== SOURCE MATERIAL ==
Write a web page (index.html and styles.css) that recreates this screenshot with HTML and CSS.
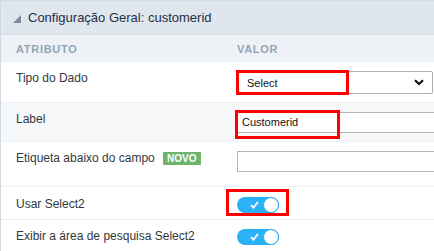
FILE: index.html
```html
<!DOCTYPE html>
<html>
<head>
<meta charset="utf-8">
<link rel="stylesheet" href="styles.css">
</head>
<body>
<div class="panel">
  <div class="panel-head">
    <svg class="caret" width="8" height="8" viewBox="0 0 8 8"><polygon points="8,0 8,8 0,8" fill="#7d8a97"/></svg>
    <span class="title">Configuração Geral: customerid</span>
  </div>
  <div class="cols">
    <div class="c1">ATRIBUTO</div>
    <div class="c2">VALOR</div>
  </div>
  <div class="row r1">
    <div class="c1">Tipo do Dado</div>
    <div class="c2">
      <div class="select"><span>Select</span>
        <svg class="chev" width="10" height="7" viewBox="0 0 10 7"><path d="M1 1.2 L5 5 L9 1.2" fill="none" stroke="#111" stroke-width="2.2"/></svg>
      </div>
      <div class="mark m1"></div>
    </div>
  </div>
  <div class="row r2 alt">
    <div class="c1">Label</div>
    <div class="c2">
      <div class="input">Customerid</div>
      <div class="mark m2"></div>
    </div>
  </div>
  <div class="row r3">
    <div class="c1">Etiqueta abaixo do campo <span class="badge">NOVO</span></div>
    <div class="c2">
      <div class="input"></div>
    </div>
  </div>
  <div class="row r4">
    <div class="c1">Usar Select2</div>
    <div class="c2">
      <div class="toggle"><svg width="9" height="8" viewBox="0 0 9 8"><path d="M1 4.2 L3.4 6.6 L8 1" fill="none" stroke="#fff" stroke-width="1.8"/></svg><span class="knob"></span></div>
      <div class="mark m3"></div>
    </div>
  </div>
  <div class="row r5">
    <div class="c1">Exibir a área de pesquisa Select2</div>
    <div class="c2">
      <div class="toggle"><svg width="9" height="8" viewBox="0 0 9 8"><path d="M1 4.2 L3.4 6.6 L8 1" fill="none" stroke="#fff" stroke-width="1.8"/></svg><span class="knob"></span></div>
    </div>
  </div>
</div>
</body>
</html>
```
FILE: styles.css
```css
* { box-sizing: border-box; }
html, body { margin: 0; padding: 0; background: #fff; }
body { font-family: "Liberation Sans", Arial, sans-serif; font-size: 12px; color: #33383d; width: 434px; height: 251px; overflow: hidden; }
.panel { border-left: 1px solid #cfd8e2; border-top: 1px solid #d3dbe3; height: 251px; overflow: hidden; }
.panel-head { height: 34px; background: #dfe6ed; border-bottom: 1px solid #d6dde5; display: flex; align-items: center; padding-left: 12px; }
.caret { margin-top: 3px; margin-right: 7px; }
.title { font-size: 13px; color: #1f3047; }
.cols { height: 27px; background: #eef2f6; display: flex; align-items: center; font-size: 11px; font-weight: bold; letter-spacing: 0.7px; color: #90a6b6; }
.c1 { width: 236px; padding-left: 15px; flex: none; }
.c2 { flex: 1; position: relative; min-width: 0; }
.row { display: flex; align-items: flex-start; padding-top: 9px; border-bottom: 1px solid #edf0f4; }
.row .c1 { padding-top: 0; }
.alt { background: #f6f8fa; }
.r1 { height: 41px; }
.r2 { height: 39px; }
.r3 { height: 45px; }
.r4 { height: 33px; padding-top: 10px; }
.r5 { height: 40px; }
.select { width: 196px; height: 23px; border: 1px solid #a9b2bb; border-radius: 2px; background: #fff; display: flex; align-items: center; justify-content: space-between; padding: 0 8px 0 9px; font-size: 11px; color: #111; }
.chev { display: block; }
.input { width: 220px; height: 21px; border: 1px solid #aeb6be; border-right: none; background: #fff; padding-left: 4px; font-size: 11px; line-height: 19px; color: #111; }
.badge { display: inline-block; margin-left: 5px; background: #6fb46d; color: #fff; font-size: 10px; font-weight: bold; padding: 1px 4px; line-height: 11px; border-radius: 1px; vertical-align: 0; }
.toggle { width: 42px; height: 16px; border-radius: 8px; background: #2bb1f6; position: relative; display: flex; align-items: center; padding-left: 13px; }
.toggle svg { display: block; }
.knob { position: absolute; right: 0; top: 0; width: 16px; height: 16px; border-radius: 50%; background: #fff; border: 1.5px solid #2bb1f6; }
.mark { position: absolute; border: 3px solid #f00; pointer-events: none; }
.m1 { left: -1px; top: -1px; width: 113px; height: 25px; }
.m2 { left: -2px; top: -2px; width: 105px; height: 29px; }
.m3 { left: -11px; top: -8px; width: 63px; height: 27px; }
```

== PROBLEM REQUIREMENTS ==
Copy out each line of the material that holds the word "index".

== RESPONSE BELOW ==
Write a web page (index.html and styles.css) that recreates this screenshot with HTML and CSS.
FILE: index.html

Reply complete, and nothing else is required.